El sufrimiento del inocente
El sufrimiento del inocente, escribe P. Mario Arroyo en #EnPrivado
Pregunta una profesora universitaria millennial, ¿Cómo explicar el sufrimiento del inocente?, más en concreto, aquel sufrimiento que no es causado por el hombre, sino por la naturaleza, como la enfermedad -la pandemia-, un terremoto, un tsunami o eventos similares en donde no hay responsabilidad humana. ¿La culpa es de Dios? ¿Por qué permite esas tragedias?
En efecto, el argumento del mal, y más en concreto, el del sufrimiento del inocente, suele ser uno de los más recurridos para justificar la postura atea. Ya Epicuro explicaba: “Si Dios es bueno y omnipotente, ¿Por qué existe el mal? Si puede evitarlo y no quiere, no es bueno; si quiere y no puede, no es omnipotente; si ni quiere ni puede, no es Dios. El mal existe, luego Dios no”.
En realidad, toda la historia de la filosofía ha intentado ofrecer una respuesta convincente; sin embargo, finalmente el problema del mal se encuentra envuelto en un halo de misterio.
Pero, a donde no llega la filosofía, sí alcanza la teología. La respuesta al problema del mal, que no deja de tener algo misterioso y superior a nuestra razón, no es filosófica, sino teológica; siendo además una de las ventajas que ofrece la explicación cristiana de la realidad: proporciona un sentido a lo que pareciera más absurdo y sinsentido. El reclamo del hombre hacia Dios por el mal queda desarmado desde el momento en que Dios asume ese mal y lo transforma; es lo que sucede con Jesucristo y su Pasión y Muerte.

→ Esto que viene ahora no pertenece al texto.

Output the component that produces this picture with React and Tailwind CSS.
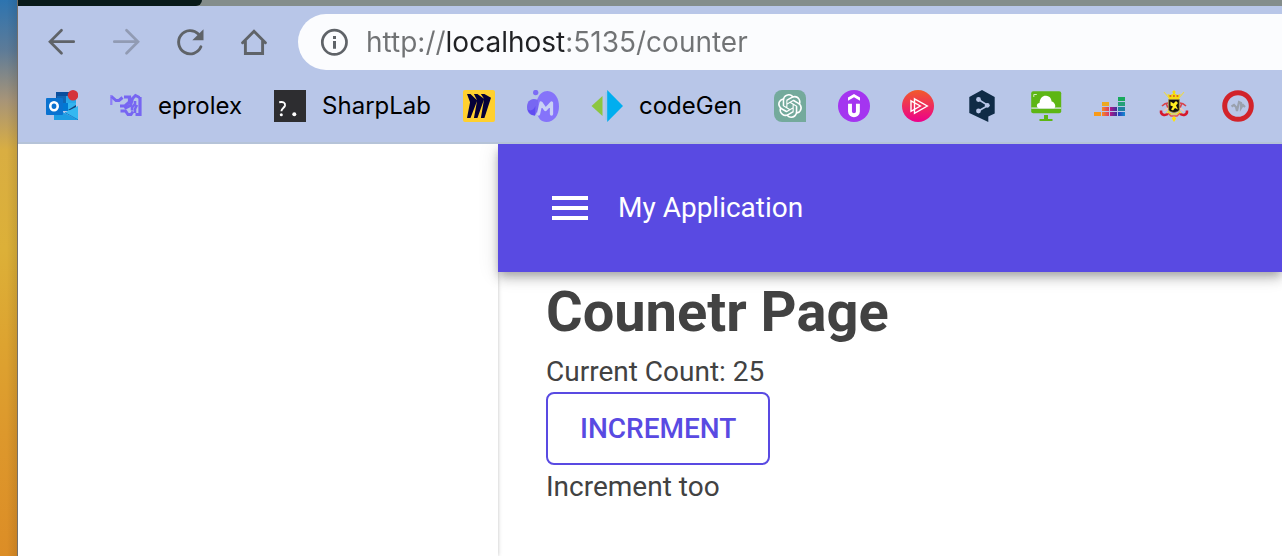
import { useState } from "react";
import { SiOpenai, SiMiro } from "react-icons/si";

const iconBase = "block h-8 w-8 shrink-0";

function BackIcon({ className }) {
  return (
    <svg viewBox="0 0 32 32" className={className} fill="none" stroke="currentColor" strokeWidth="2.7" strokeLinecap="round">
      <path d="M27.700 15.700H4.500M15.500 4.200 4 15.700 15.500 27.200" strokeLinejoin="miter" />
    </svg>
  );
}

function ForwardIcon() {
  return (
    <svg viewBox="0 0 32 32" className={iconBase} fill="none" stroke="currentColor" strokeWidth="2.7" strokeLinecap="round">
      <path d="M4.300 15.700h23.200M16.500 4.200 28 15.700 16.500 27.200" strokeLinejoin="miter" />
    </svg>
  );
}

function ReloadIcon() {
  return (
    <svg viewBox="0 0 32 32" className={iconBase}>
      <path d="M26.900 20.800A11.600 11.600 0 1 1 24.400 8" fill="none" stroke="currentColor" strokeWidth="2.9" strokeLinecap="round" />
      <path d="M29.500 3.200V14.300H18.300z" fill="currentColor" />
    </svg>
  );
}

function HomeIcon() {
  return (
    <svg viewBox="0 0 32 32" className={iconBase} fill="none" stroke="currentColor" strokeWidth="2.900" strokeLinecap="round">
      <path d="M4.600 16.800 16 5.200l11.400 11.600M7.400 15v12.500h17.200V15" />
    </svg>
  );
}

function InfoIcon() {
  return (
    <svg viewBox="0 0 28 28" className="block h-7 w-7 shrink-0">
      <circle cx="14.400" cy="14.300" r="12.100" fill="none" stroke="currentColor" strokeWidth="2.700" />
      <path d="M13 8.100h3V11h-3zM13 13.100h3v7.600h-3z" fill="currentColor" />
    </svg>
  );
}

function OutlookLogo() {
  return (
    <svg viewBox="0 0 32 32" className={iconBase}>
      <path d="M10 2h13v16H10z" fill="#0a4f9e" />
      <path d="M11 6h9v8h-9z" fill="#1066b5" />
      <path d="M20 6h10v8H20z" fill="#28a8ea" />
      <path d="M15 13h7v8h-7z" fill="#0078d4" />
      <path d="M22 13h8v8h-8z" fill="#32b4f0" />
      <path d="m22 20 8-5v7z" fill="#14447d" />
      <path d="M8 17.500 32 30H8z" fill="#1d9de3" />
      <path d="M32 16V30L19 22.500z" fill="#35b8f1" />
      <path d="m19 22.600 13 7.200" stroke="#1683cf" fill="none" />
      <rect y="8" width="17" height="17" rx="1" fill="#0a72d0" />
      <ellipse cx="8" cy="16.300" rx="3.700" ry="4" fill="none" stroke="#fff" strokeWidth="2.600" />
      <circle cx="27" cy="5.300" r="5.300" fill="#d5343b" />
    </svg>
  );
}

function EprolexLogo() {
  return (
    <svg viewBox="0 0 32 32" className={iconBase} fill="none" stroke="#7766f2">
      <path d="M1.300 5v10" stroke="#8f80f4" strokeWidth="2.200" />
      <path d="M1.500 6.500 6 10.500h3l3.500-3" strokeWidth="3" />
      <path d="M14 7h5.500v5l-4.500 4h-5" strokeWidth="3.200" />
      <path d="M10.500 21h5l2.500 3.500h3l2-3" strokeWidth="3" />
      <path d="m14.500 18.500 6-3 2-7 3-3 4 2" strokeWidth="3" />
      <path d="M30 7v17.500h-4.500" strokeWidth="3.200" />
      <path d="M25 11v3l-3 3.500v3M27 15l-2 4v4" strokeWidth="2.600" />
    </svg>
  );
}

function SharpLabLogo() {
  return (
    <svg viewBox="0 0 32 32" className={iconBase}>
      <path d="M0 0h32v32H0z" fill="#2d2d30" />
      <path d="M5.200 12.200c4-.8 6.200.5 5.800 3.300-.4 2.400-3.500 2.800-3.600 5.700" fill="none" stroke="#fff" strokeWidth="1.900" />
      <circle cx="7.300" cy="24.800" r="1.500" fill="#fff" />
      <circle cx="20.300" cy="24.300" r="2" fill="#fff" />
    </svg>
  );
}

function MiroLogo() {
  return (
    <span className="flex h-8 w-8 shrink-0 items-center justify-center rounded-xs bg-[#ffd02f]">
      <SiMiro className="h-6 w-6 text-[#050038]" />
    </span>
  );
}

function MBlobLogo() {
  return (
    <svg viewBox="0 0 32 32" className={iconBase}>
      <circle cx="8.700" cy="2.600" r="2.700" fill="#7c6cf5" />
      <path d="M10 10C12 4 16 1 20.500 1 28 1.500 32 8.500 32 16.500 32 25 27 32 19.500 32 14 32 11 28 10 23z" fill="#8573fa" />
      <path d="M0 17c0-5.500 4-10 11-7v10l-3 5.500C3 25.500 0 22 0 17z" fill="#7867f2" />
      <path d="M.500 19c3 3 6 1 8-3l-.5 9.500c-4 0-6.500-3-7.500-6.500" fill="#604cf2" />
      <path d="M11.500 24 14 13l4.500 6.500L24.500 13v11" fill="none" stroke="#c9d0f5" strokeWidth="3.300" strokeLinecap="round" strokeLinejoin="round" />
    </svg>
  );
}

function CodeGenLogo() {
  return (
    <svg viewBox="0 0 32 32" className={iconBase}>
      <path d="M11.500 6v20L.500 16z" fill="#8cc63f" />
      <path d="M14.200 2h2v28h-2z" fill="#a3c7ea" />
      <path d="M16.200 0v32L32 16z" fill="#00aeef" />
    </svg>
  );
}

function OpenAiLogo() {
  return (
    <span className="flex h-8 w-8 shrink-0 items-center justify-center rounded-lg rounded-br-none bg-[#74aa9c]">
      <SiOpenai className="h-6 w-6 text-white" />
    </span>
  );
}

function UdemyLogo() {
  return (
    <svg viewBox="0 0 32 32" className={iconBase}>
      <circle cx="16" cy="16" r="16" fill="#a435f0" />
      <path d="m16 4 6 3.500v3.300l-6-3.500-6 3.500V7.500z" fill="#fff" />
      <path d="M12 13.800v7.700c0 5 7.900 5 7.900 0v-7.700" fill="none" stroke="#fff" strokeWidth="3.900" />
    </svg>
  );
}

function PluralsightLogo() {
  return (
    <svg viewBox="0 0 32 32" className={iconBase}>
      <defs>
        <linearGradient id="pluralsight" x1="0" y1="0" x2="0" y2="1">
          <stop stopColor="#f15b2a" />
          <stop offset="1" stopColor="#ec008c" />
        </linearGradient>
      </defs>
      <circle cx="16" cy="16" r="16" fill="url(#pluralsight)" />
      <path d="M12.500 8.800 25.300 16l-12.800 7.300zM9 10.800 18.300 16 9 21.300z" fill="none" stroke="#fff" strokeWidth="1.400" />
    </svg>
  );
}

function DeepLLogo() {
  return (
    <svg viewBox="0 0 32 32" className={iconBase}>
      <path d="M16 0 28.700 7v16.500L22.300 26.500V32L3.300 23V7z" fill="#0f2b46" />
      <path d="m12.500 9.500 9.500 6-9.500 5.500" fill="none" stroke="#b8c6e8" strokeWidth="1.600" />
      <g fill="#b8c6e8">
        <circle cx="12.500" cy="9.500" r="2.400" />
        <circle cx="21.300" cy="15.300" r="2.400" />
        <circle cx="12.500" cy="21" r="2.400" />
      </g>
    </svg>
  );
}

function CloudScreenLogo() {
  return (
    <svg viewBox="0 0 32 32" className={iconBase}>
      <rect x="1.200" y="1.300" width="30" height="22" rx="2" fill="#5db614" />
      <path d="M1.200 17.300h30v1.600h-30z" fill="#b7d8ae" />
      <path d="M3.800 7V4.500h3" fill="none" stroke="#d6f0c2" />
      <path d="M9 18.300c-3-.8-2.700-5 .5-5.300C10 8 13 5.500 16 5.800c4 .2 5.500 3.500 5.600 5.700 3 .2 5.200 5.500 2.400 6.800z" fill="#fff" />
      <path d="M14 25h4v4h4.500v2h-13v-2H14z" fill="#5db614" />
    </svg>
  );
}

function DeezerLogo() {
  return (
    <svg viewBox="0 0 32 32" className={iconBase}>
      <defs>
        <linearGradient id="dzBlue" x1="0" x2="1">
          <stop stopColor="#2839ba" />
          <stop offset="1" stopColor="#148ccf" />
        </linearGradient>
        <linearGradient id="dzPurple" x1="0" x2="1">
          <stop stopColor="#b51788" />
          <stop offset="1" stopColor="#39309d" />
        </linearGradient>
        <linearGradient id="dzRed" x1="0" x2="1">
          <stop stopColor="#f68b1f" />
          <stop offset="1" stopColor="#dc3868" />
        </linearGradient>
      </defs>
      <path d="M0 22h7v4H0z" fill="#f99a18" />
      <path d="M8 12h7v4H8z" fill="#edaa20" />
      <path d="M8 17h7v4H8zM8 22h7v4H8z" fill="url(#dzRed)" />
      <path d="M16 17h7v4h-7zM16 22h7v4h-7z" fill="url(#dzPurple)" />
      <path d="M24 7h7v4h-7z" fill="#18aa5c" />
      <path d="M24 12h7v4h-7z" fill="#25a077" />
      <path d="M24 17h7v4h-7z" fill="#20819f" />
      <path d="M24 22h7v4h-7z" fill="url(#dzBlue)" />
    </svg>
  );
}

function BelgiumLogo() {
  return (
    <svg viewBox="0 0 32 32" className={iconBase}>
      <path d="m6 2 20 24M26 2 6 26" stroke="#ecd94a" strokeWidth="1.100" />
      <path d="M4 16c2-2 3-3 6-3M28 16c-2-2-3-3-6-3M8 13l2 5M24 13l-2 5" stroke="#d7434a" strokeWidth="1.600" fill="none" />
      <path d="M6 21c2-2 3-3 5-3M26 21c-2-2-3-3-5-3" stroke="#f3c9b0" strokeWidth="1.600" fill="none" />
      <path d="m9.500 4 3 1L16 3l3.500 2 3-1-1.500 5H11z" fill="#f5de10" />
      <path d="M11.500 6h9" stroke="#d94b25" strokeWidth="1.600" strokeDasharray="1.800 1.700" />
      <path d="M16 .500v4M14.500 2h3" stroke="#f8e000" strokeWidth="1.600" />
      <path d="M10.700 9.500h10.600V20c-1 2-3.500 2-5.300 2.500-1.800-.5-4.300-.5-5.300-2.500z" fill="#111" stroke="#aa8e19" strokeWidth=".7" />
      <path d="m12.500 11.500 3 2 2.500-2.500 2 2-2 2.500 2 4-3-1.500-2 2.500-2-1 2-3-2.500-1z" fill="#ffef22" />
      <path d="M3 20.500c-.5 5 4 5 7 3.500M29 20.500c.5 5-4 5-7 3.500" fill="none" stroke="#d6182c" strokeWidth="2.500" />
      <path d="m10 23 3 3h6l3-3" fill="none" stroke="#e8524a" strokeWidth="1.500" />
      <path d="m10 21.500 3 2.500h6l3-2.500" fill="none" stroke="#f8e000" strokeWidth="1.200" />
      <path d="m13.800 28.500 2.200-2.500 2.200 2.500L16 32z" fill="#ffe300" />
    </svg>
  );
}

function RedRingLogo() {
  return (
    <svg viewBox="0 0 32 32" className={iconBase}>
      <circle cx="16" cy="16" r="13.300" fill="#bac7e8" stroke="#d2232a" strokeWidth="5" />
      <path d="M9.500 16.500 12 15l2 2 1 4 2-9 2 1v5l2-3 2 2" fill="none" stroke="#9aa1ae" strokeWidth="2.200" />
    </svg>
  );
}

const bookmarks = [
  { name: "Outlook", Logo: OutlookLogo },
  { name: "eprolex", Logo: EprolexLogo, labelled: true },
  { name: "SharpLab", Logo: SharpLabLogo, labelled: true },
  { name: "Miro", Logo: MiroLogo },
  { name: "Mockups", Logo: MBlobLogo },
  { name: "codeGen", Logo: CodeGenLogo, labelled: true },
  { name: "ChatGPT", Logo: OpenAiLogo },
  { name: "Udemy", Logo: UdemyLogo },
  { name: "Pluralsight", Logo: PluralsightLogo },
  { name: "DeepL", Logo: DeepLLogo },
  { name: "Cloud desktop", Logo: CloudScreenLogo },
  { name: "Deezer", Logo: DeezerLogo },
  { name: "Belgium", Logo: BelgiumLogo },
  { name: "Monitoring", Logo: RedRingLogo },
];

function BrowserChrome() {
  return (
    <div className="relative z-20 shrink-0 font-['Inter',sans-serif]">
      <div className="h-1.5 bg-[#848d8b]">
        <div className="h-full w-[184px] rounded-br-md bg-[#081a1a]" />
      </div>
      <div className="border-b-2 border-[#b5c3d8] bg-[#b8c6e8] pt-2">
        <div className="flex items-center pl-7">
          <nav aria-label="History" className="mr-7 flex gap-8 text-[#5f6368]">
            <button type="button" aria-label="Back"><BackIcon className={iconBase} /></button>
            <button type="button" aria-label="Forward" className="text-[#919bb3]"><ForwardIcon /></button>
            <button type="button" aria-label="Reload"><ReloadIcon /></button>
            <button type="button" aria-label="Home"><HomeIcon /></button>
          </nav>
          <label className="flex h-14 min-w-0 flex-1 items-center gap-[18px] rounded-l-full bg-[#fbfcfe] pl-[22px] text-[#5f6368]">
            <InfoIcon />
            <input
              type="text"
              aria-label="Address"
              defaultValue="http://localhost:5135/counter"
              className="h-10 min-w-0 flex-1 bg-[linear-gradient(90deg,#717375_80px,#202124_80px,#202124_200px,#717375_200px)] bg-clip-text text-[28px] text-transparent outline-none"
            />
          </label>
        </div>
        <nav aria-label="Bookmarks" className="flex h-18 items-center gap-8 overflow-hidden pl-7">
          {bookmarks.map(({ name, Logo, labelled }) => (
            <a key={name} href={"#" + name} aria-label={name} className="flex shrink-0 items-center gap-4 text-2xl text-black">
              <Logo />
              {labelled && <span>{name}</span>}
            </a>
          ))}
        </nav>
      </div>
    </div>
  );
}

export default function App() {
  const [count, setCount] = useState(25);
  return (
    <div className="flex min-h-screen bg-white">
      <div className="w-[18px] shrink-0 border-r border-[#75706a] bg-[linear-gradient(90deg,transparent_40%,#00000018),linear-gradient(180deg,#2d74b0_0%,#5d7b98_9%,#a79478_18%,#d9ae42_27%,#dcb038_45%,#dda330_62%,#dd982c_78%,#dc8d26_100%)]" />
      <div className="flex min-w-0 flex-1 flex-col">
        <BrowserChrome />
        <div className="flex flex-1 overflow-hidden font-['Roboto',sans-serif] text-[28px] leading-10 text-[#424242]">
          <aside className="w-[480px] shrink-0 bg-white shadow-[0_0_4px_#00000040]" />
          <div className="min-w-0 flex-1">
            <header className="relative z-10 flex h-32 items-center bg-[#594ae2] pl-6 text-white shadow-[0_4px_8px_-2px_#00000033,0_8px_10px_#00000024,0_2px_20px_#0000001f]">
              <button type="button" aria-label="Toggle navigation" className="p-6">
                <svg viewBox="0 0 24 24" className="block h-12 w-12" fill="currentColor">
                  <path d="M3 18h18v-2H3v2zm0-5h18v-2H3v2zm0-7v2h18V6H3z" />
                </svg>
              </button>
              <span>My Application</span>
            </header>
            <main className="px-12">
              <h1 className="text-[56px] leading-20 font-bold">Counetr Page</h1>
              <p>Current Count: {count}</p>
              <button
                type="button"
                onClick={() => setCount(count + 1)}
                className="mb-0.5 block rounded-lg border-2 border-[#594ae2] px-8 py-2.5 leading-[49px] font-medium text-[#594ae2] uppercase"
              >
                Increment
              </button>
              <p>Increment too</p>
            </main>
          </div>
        </div>
      </div>
    </div>
  );
}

El reclamo a Dios por el mal ya no es vigente, porque el mismo Dios hecho Hombre toma ese mal en carne propia. El más inocente de los hombres, el único absolutamente inocente, recibe en su vida el dolor físico y moral, la injusticia y la muerte. Y lo hace por amor, mostrándonos un camino, difícil pero real, por medio del cual podemos transformar nuestro sufrimiento en una forma tremenda de expresar el amor.
Jesús sufrió muchísimo en la Cruz, pero amaba más que sufría, y por ello la cruz se convirtió en signo de esperanza. Pero esta aproximación mística al misterio del mal no explica su origen, ni el mal físico, solo el moral, el causado por el mismo hombre y la maldad que anida y en ocasiones inunda su corazón. ¿Dios creó el mal? Si no lo creó Dios, ¿Quién lo creó o por qué existe?
Nuevamente nos enfrentamos a un misterio que se esclarece a través de la revelación bíblica. La Biblia nos proporciona una luz para aproximarnos al enigma del origen del mal. ¿Y qué es lo que
afirma? Para comprenderlo tenemos que mirar dos textos fundamentales: Génesis 3 y Romanos 8, que mutuamente se iluminan.
En síntesis, el mal en absoluto entró en el universo por la elección libre de creaturas racionales. Primero los ángeles y después el hombre, cuando eligen en contra del designio de Dios, dan lugar al mal. Dios, al crear creaturas libres, corría el riesgo de su libertad, que no necesariamente tiende al bien, y alguna vez puede actuar mal. El mal, una vez cometido, se difunde como onda expansiva, e invade toda la historia y la realidad.
Lo que explica San Pablo en Romanos 8, es que ese mal moral del hombre afectó a la creación entera: “La ansiosa espera de la creación desea vivamente la revelación de los hijos de Dios. La creación en efecto fue sometida a la vanidad, no espontáneamente. Sino por aquel que la sometió, en la esperanza de ser liberada de la servidumbre de la corrupción… la creación entera gime hasta el presente y sufre dolores de parto”.
Dicho de otra forma, el pecado del hombre tuvo consecuencias cósmicas, afectó a toda la creación, que ahora es muchas veces hostil a él: sequías, pandemias, cataclismos, son resultado de ese desorden del mundo contra el hombre, por romperse la alianza original entre la naturaleza y el hombre, a causa del pecado.
¿Y Dios dónde queda? Respeta la legítima autonomía, tanto de la libertad del hombre, como de la lógica de la creación material, la cual es cruel, pues sigue las reglas de la evolución y del
azar. La fe nos dice, simplemente, que Dios puede obrar a otro nivel, y respetando la libertad humana y la naturaleza hostil, puede reconducir las cosas hacia un bien superior, el bien de
dimensión espiritual, del cual no tenemos plena experiencia ahora.
Sólo en la otra vida entenderemos cómo Dios de los males que no quería, sacó bienes aún mayores; y tendremos la certeza, la evidencia, de que el bien espiritual es más grande y bello que el material. Digamos que nuestra hambre de sabiduría y justicia será saciada plenamente en la otra vida.